The old and the modern
Modern techniques have pushed chefs to develop not only expertise in specific ethnic cuisines, but culinary chemistry as well. In October 2013, Masala Library opened in Mumbai, India. This small restaurant decided it would be India’s first attempt at culinary greatness. Famous for traditional dishes, India’s cultural mecca has expanded into other countries such as England, where curry has become part of the traditional English diet.
Masala Library is appropriately named: The head chef, Jiggs Kalra, takes accounts of historic Indian dishes and applies molecular gastronomy.
“Indian cuisine has been presented in the same way for decades,” Kalra told Sarah Kahn of The New York Times on a visit to his restaurant, “and it was only time for us to work toward offering a new lease of life.”

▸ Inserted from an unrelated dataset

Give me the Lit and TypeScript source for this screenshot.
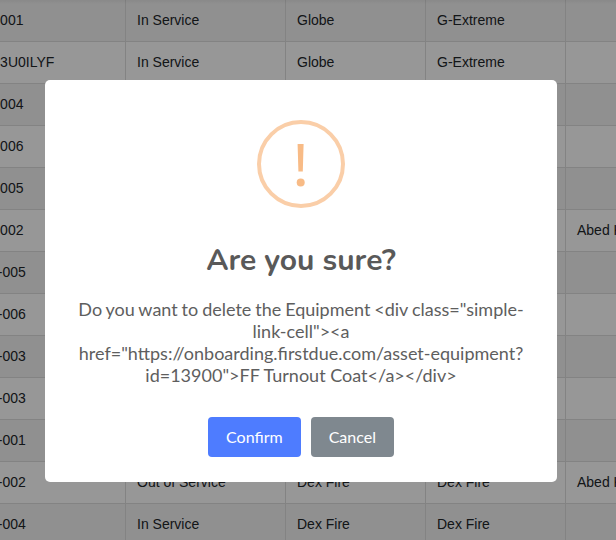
import { LitElement, html, css } from "lit";
import { customElement } from "lit/decorators.js";

interface Row { id: string; status: string; brand: string; model: string; owner: string; }

const rows: Row[] = [
  { id: "GL-0001", status: "In Service", brand: "Globe", model: "G-Extreme", owner: "" },
  { id: "GL-03U0ILYF", status: "In Service", brand: "Globe", model: "G-Extreme", owner: "" },
  { id: "GL-0004", status: "In Service", brand: "Globe", model: "G-Extreme", owner: "" },
  { id: "GL-0006", status: "In Service", brand: "Globe", model: "G-Extreme", owner: "" },
  { id: "GL-0005", status: "In Service", brand: "Globe", model: "G-Extreme", owner: "" },
  { id: "GL-0002", status: "In Service", brand: "Globe", model: "G-Extreme", owner: "Abed Kassis" },
  { id: "DEX-005", status: "In Service", brand: "Dex Fire", model: "Dex Fire", owner: "" },
  { id: "DEX-006", status: "In Service", brand: "Dex Fire", model: "Dex Fire", owner: "" },
  { id: "DEX-003", status: "In Service", brand: "Dex Fire", model: "Dex Fire", owner: "" },
  { id: "DEX-003", status: "In Service", brand: "Dex Fire", model: "Dex Fire", owner: "" },
  { id: "DEX-001", status: "In Service", brand: "Dex Fire", model: "Dex Fire", owner: "" },
  { id: "DEX-002", status: "Out of Service", brand: "Dex Fire", model: "Dex Fire", owner: "Abed Kassis" },
  { id: "DEX-004", status: "In Service", brand: "Dex Fire", model: "Dex Fire", owner: "" },
];

@customElement("app-root")
export class AppRoot extends LitElement {
  static styles = css`
    :host {
      display: block;
      width: 616px;
      height: 540px;
      overflow: hidden;
      position: relative;
      background: #fff;
    }
    .list {
      display: grid;
      grid-template-columns: 168px 160px 140px 140px 180px;
      grid-auto-rows: 42px;
      margin-left: -42px;
      width: 788px;
      font: 14px "Liberation Sans", Arial, sans-serif;
      color: #212529;
    }
    .row { display: contents; }
    .row:nth-child(odd) .cell { background: #f1f1f1; }
    .row:nth-child(even) .cell { background: #fcfcfc; }
    .cell {
      display: flex;
      align-items: center;
      padding: 0 12px 2px 11px;
      box-sizing: border-box;
      border-right: 1px solid #dbdbdb;
      border-bottom: 1px solid #dbdbdb;
      white-space: nowrap;
      overflow: hidden;
    }
    .backdrop {
      position: absolute;
      inset: 0;
      background: linear-gradient(rgba(0, 0, 0, 0.05), rgba(0, 0, 0, 0) 4px), rgba(0, 0, 0, 0.4);
      display: flex;
      justify-content: center;
      align-items: flex-start;
      padding: 80px 14px 0 0;
      box-sizing: border-box;
    }
    .modal {
      width: 512px;
      height: 402px;
      box-sizing: border-box;
      background: #fff;
      border-radius: 5px;
      padding: 40px 20px 0;
      display: flex;
      flex-direction: column;
      align-items: center;
      text-align: center;
    }
    .icon {
      display: block;
      width: 88px;
      height: 88px;
      flex: none;
    }
    h2 {
      margin: 30px 0 0;
      font: 700 30px/45px "Nunito", "Lato", sans-serif;
      color: #595959;
    }
    p {
      margin: 15px 0 0;
      font: 400 18px/22px "Lato", sans-serif;
      color: #5e5e5e;
      white-space: nowrap;
    }
    p::first-line { word-spacing: -0.7px; }
    .actions {
      display: flex;
      gap: 10px;
      margin-top: 31px;
    }
    button {
      height: 40px;
      border: 0;
      border-radius: 4px;
      padding: 0 18px 2px;
      font: 400 16px "Lato", sans-serif;
      color: #fff;
    }
    .confirm { background: #4e7cff; }
    .cancel { background: #7f888f; }
  `;

  render() {
    return html`
      <div class="list">
        ${rows.map(
          (r) => html`
            <div class="row">
              <div class="cell">${r.id}</div>
              <div class="cell">${r.status}</div>
              <div class="cell">${r.brand}</div>
              <div class="cell">${r.model}</div>
              <div class="cell">${r.owner}</div>
            </div>
          `
        )}
      </div>
      <div class="backdrop">
        <div class="modal" role="dialog">
          <svg class="icon" viewBox="0 0 88 88" aria-hidden="true">
            <circle cx="44" cy="44" r="42" fill="none" stroke="#facea8" stroke-width="4"></circle>
            <path d="M40.6 24h6l-.8 27.5h-4.4z" fill="#f8bb86"></path>
            <circle cx="43.7" cy="62.6" r="4" fill="#f8bb86"></circle>
          </svg>
          <h2>Are you sure?</h2>
          <p>Do you want to delete the Equipment &lt;div class="simple-<br />link-cell"&gt;&lt;a<br />href="https://onboarding.firstdue.com/asset-equipment?<br />id=13900"&gt;FF Turnout Coat&lt;/a&gt;&lt;/div&gt;</p>
          <div class="actions">
            <button class="confirm">Confirm</button>
            <button class="cancel">Cancel</button>
          </div>
        </div>
      </div>
    `;
  }
}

One dish featured at Masala Library is called Chaat 2020. The chaat is based on the street food papri chaat, which is a fried crisp topped with various spices and potatoes. Kalra has chosen to garnish his with spherified yogurt instead. Jalebi, a deep-fried baked good, has been reinvented by Kalra as a pistachio soup topped with spherified batter and a saffron foam. Kalra is on a mission to make India a central food hub, and he is doing so by building on Indian tradition with the bricks of cuisine’s modern technology.